According to Moore (Binoculars, p118), Scheat is a strikingly orange semi-regular variable with a period of roughly 36 days. Crossen (p36) encourages us to follow Scheat's variability by comparing its brightness to the other three stars of the Square, whose magnitudes conveniently match its range. Moore provides a note of caution, he advises us to allow for differences in altitude when estimating the relative brightnesses. Crossen gives the comparison stars' brightnesses as:
 

Globular Cluster M15

Distance 33,000 light years (Karkoschka p102). This globular is one of the densest known, and hosts a black hole at its core [26]. It is also fabulously ancient at 12.7 billion years old [28]. "Although M15 is small ... it is very bright and for this reason is one of the better globular clusters for small binoculars" [27].

Perseus

Mirphak

Distance: 500 light-years [Karkoschka p28]. A young white/yellow supergiant [16] which used to be a hot blue star but because of its high mass [18] "is evolving toward cooler temperatures with a dead helium core" [17]. Mirphak is the brighest member of the Alpha Persei Cluster [18].

Algol

Distance: 90 light-years [Karkoschka p28]. Muirden tells us [p130] that Algol shines at its maxiumum brightness most of the time, but then dims down in five hours as the large, dim stellar component occults its smaller and brighter companion. The original brightness returns in another five hours.

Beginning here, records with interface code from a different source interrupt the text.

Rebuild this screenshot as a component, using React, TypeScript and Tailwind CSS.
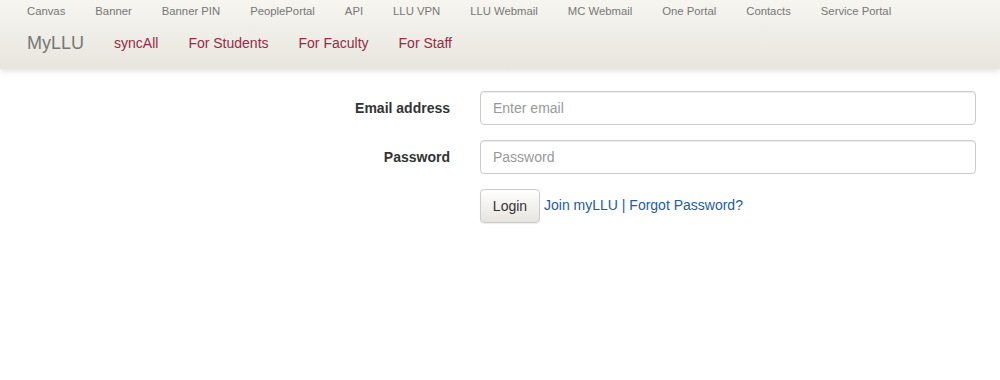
import React from 'react';

const topLinks = ['Canvas', 'Banner', 'Banner PIN', 'PeoplePortal', 'API', 'LLU VPN', 'LLU Webmail', 'MC Webmail', 'One Portal', 'Contacts', 'Service Portal'];
const mainLinks = ['syncAll', 'For Students', 'For Faculty', 'For Staff'];

const App: React.FC = () => {
  return (
    <div className="min-h-[380px] bg-white" style={{ fontFamily: '"Liberation Sans", Arial, sans-serif' }}>
      {/* navbar */}
      <div className="h-[69px] bg-gradient-to-b from-[#f6f5f0] to-[#e8e6de] shadow-[0_2px_6px_rgba(0,0,0,0.12)] px-3">
        <ul className="flex h-[22px] items-center text-[11.3px] text-[#777]">
          {topLinks.map((l) => (
            <li key={l} className="px-[15px]">{l}</li>
          ))}
        </ul>
        <div className="flex h-[42px] items-center">
          <span className="px-[15px] text-[18px] text-[#777]">MyLLU</span>
          {mainLinks.map((l) => (
            <span key={l} className="px-[15px] text-[14px] text-[#962b47]">{l}</span>
          ))}
        </div>
      </div>

      {/* login form */}
      <div className="mt-[22px] flex flex-col gap-[15px] text-[14px] text-[#333]">
        <div className="flex items-center">
          <label className="w-[450px] text-right font-bold">Email address</label>
          <input
            className="ml-[30px] h-[34px] w-[496px] rounded-[4px] border border-[#ccc] px-3 text-[14px] placeholder:text-[#999] shadow-[inset_0_1px_1px_rgba(0,0,0,0.075)]"
            placeholder="Enter email"
          />
        </div>
        <div className="flex items-center">
          <label className="w-[450px] text-right font-bold">Password</label>
          <input
            type="password"
            className="ml-[30px] h-[34px] w-[496px] rounded-[4px] border border-[#ccc] px-3 text-[14px] placeholder:text-[#999] shadow-[inset_0_1px_1px_rgba(0,0,0,0.075)]"
            placeholder="Password"
          />
        </div>
        <div className="flex items-center pl-[480px]">
          <button className="h-[34px] w-[60px] rounded-[4px] border border-[#ccc] bg-gradient-to-b from-white to-[#e6e4dd] text-[14px] text-[#333] shadow-[0_1px_1px_rgba(0,0,0,0.08)]">
            Login
          </button>
          <span className="ml-[4px] -mt-[2px] text-[#245c9d]">Join myLLU | Forgot Password?</span>
        </div>
      </div>
    </div>
  );
};

export default App;
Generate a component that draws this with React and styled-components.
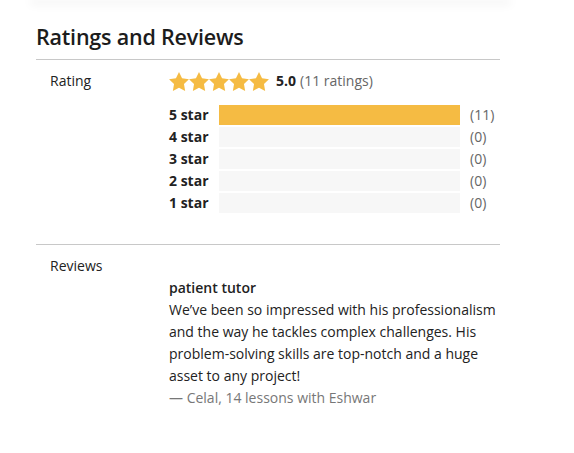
import React from "react";
import styled, { createGlobalStyle } from "styled-components";

const GlobalStyle = createGlobalStyle`
  html, body {
    margin: 0;
    padding: 0;
    background: #ffffff;
  }
  body {
    font-family: "Open Sans", "Liberation Sans", sans-serif;
    color: #222;
  }
`;

const Page = styled.div`
  width: 574px;
  min-height: 453px;
  background: #fff;
`;

const CardEdge = styled.div`
  height: 0;
  margin: 0 66px 0 33px;
  box-shadow: 0 2px 10px 3px rgba(0, 0, 0, 0.05);
`;

const Section = styled.section`
  width: 464px;
  margin-left: 36px;
  padding-top: 22px;
`;

const Heading = styled.h2`
  margin: 0;
  font-family: "Open Sans", "Liberation Sans", sans-serif;
  font-weight: 600;
  font-size: 21.5px;
  line-height: 29px;
  letter-spacing: -0.2px;
  color: #1c1c1c;
  padding-bottom: 8px;
  border-bottom: 1px solid #c8c8c8;
`;

const Row = styled.div`
  display: grid;
  grid-template-columns: 119px 1fr;
  padding: ${(p) => p.$pad};
  padding-left: 14px;
  border-bottom: ${(p) => (p.$divider ? "1px solid #c8c8c8" : "none")};
  font-size: 14px;
  line-height: 22px;
`;

const Label = styled.div`
  color: #222;
`;

const Summary = styled.div`
  display: flex;
  align-items: center;
  height: 22px;
  margin-bottom: 12px;
  color: #666;
`;

const Stars = styled.div`
  display: flex;
  gap: 0;
  margin-right: 7px;
`;

const Score = styled.b`
  color: #222;
  font-weight: 700;
  margin-right: 4px;
`;

const Breakdown = styled.div`
  display: flex;
  flex-direction: column;
  gap: 2px;
`;

const BarRow = styled.div`
  display: grid;
  grid-template-columns: 50px 241px auto;
  align-items: center;
  height: 20px;
`;

const BarName = styled.span`
  font-weight: 700;
  color: #222;
`;

const Track = styled.div`
  height: 20px;
  background: #f7f7f7;
`;

const Fill = styled.div`
  height: 100%;
  background: #f5bb43;
`;

const Count = styled.span`
  margin-left: 10px;
  color: #666;
`;

const Review = styled.div`
  padding-top: 22px;
`;

const ReviewTitle = styled.div`
  font-weight: 600;
  color: #222;
`;

const ReviewBody = styled.p`
  margin: 0;
  color: #222;
`;

const ReviewMeta = styled.div`
  color: #777;
`;

function Star() {
  return (
    <svg width="20" height="19" viewBox="2 2 20 19.1" aria-hidden="true">
      <path
        d="M12 2l3.09 6.26L22 9.27l-5 4.87 1.18 6.88L12 17.770l-6.18 3.25L7 14.14 2 9.27l6.91-1.01L12 2z"
        fill="#f5bb43"
      />
    </svg>
  );
}

const breakdown = [
  { stars: 5, count: 11 },
  { stars: 4, count: 0 },
  { stars: 3, count: 0 },
  { stars: 2, count: 0 },
  { stars: 1, count: 0 },
];

export default function App() {
  const total = breakdown.reduce((s, b) => s + b.count, 0);
  return (
    <Page>
      <GlobalStyle />
      <CardEdge />
      <Section>
        <Heading>Ratings and Reviews</Heading>
        <Row $pad="10px 0 32px" $divider>
          <Label>Rating</Label>
          <div>
            <Summary>
              <Stars>
                {[0, 1, 2, 3, 4].map((i) => (
                  <Star key={i} />
                ))}
              </Stars>
              <Score>5.0</Score>
              (11 ratings)
            </Summary>
            <Breakdown>
              {breakdown.map((b) => (
                <BarRow key={b.stars}>
                  <BarName>{b.stars} star</BarName>
                  <Track>
                    <Fill style={{ width: `${total ? (b.count / total) * 100 : 0}%` }} />
                  </Track>
                  <Count>({b.count})</Count>
                </BarRow>
              ))}
            </Breakdown>
          </div>
        </Row>
        <Row $pad="10px 0 20px">
          <Label>Reviews</Label>
          <Review>
            <ReviewTitle>patient tutor</ReviewTitle>
            <ReviewBody>
              We’ve been so impressed with his professionalism and the way he
              tackles complex challenges. His problem-solving skills are
              top-notch and a huge asset to any project!
            </ReviewBody>
            <ReviewMeta>— Celal, 14 lessons with Eshwar</ReviewMeta>
          </Review>
        </Row>
      </Section>
    </Page>
  );
}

Stellar Association Melotte 20 - Alpha Persei Cluster

Also known as the Perseus Moving Group - contains 500 young stars (50 to 70 million years old) spread out over 6 degrees of sky. The cluster predominantly contains blue and blue-white stars [16], with the notable exception of white/yellow Mirphak (different because of its high mass and associated advanced stellar evolution [18]). Most of these cluster stars have abundancies of metals similar to that of our own sun, and the cluster we see is therefore reminiscent of the stellar nursery our sun was born in 4.6 billion years ago [15].

Double Cluster - The Sword Handle     

Distance: 7500 light-years, a "splendid view in binoculars" [Karkoschka p26]. The clusters move together through space, and are largely dominated by bright blue stars speckled with a few fine orange ones [19]. The Sword Handle is about 13 million years old [20].

Open Cluster M34

Distance: 1500 light-years, "very nice cluster for binoculars" [Karkoschka p28].

Piscis Austrinus

Fomalhaut

Distance: 25.1 light-years [Karkoschka p100]. Sometimes known as "The Solitary One" [Burnhams, Vol 3, p1485]. Fomalhaut presides over a turbulent system. Back in the 1980s the IRAS orbiting observatory detected an excess of infrared light coming from Fomalhaut. This excess was interpreted as showing that Fomalhaut was surrounded by material left over from the accretion of a solar sytem [7]. The Hubble Space Telescope has since directly imaged this system as a large dust belt with a sharp inner edge surrounding the star [8] and has additionally imaged the dust clouds produced by large objects colliding there [9]. Such collisions were imaged in 2004 and 2023, the colliding planetesimals must have been at least 37 miles across [9].

It appears from Hubble data that Fomalhaut also possesses planets, the star's dust disk contains three belts that extend out to 14 billion miles possibly made by invisible planets [10].

Castor, Vega and Fomalhaut are all members of the Castor Moving Group and as such probably have a common origin [11].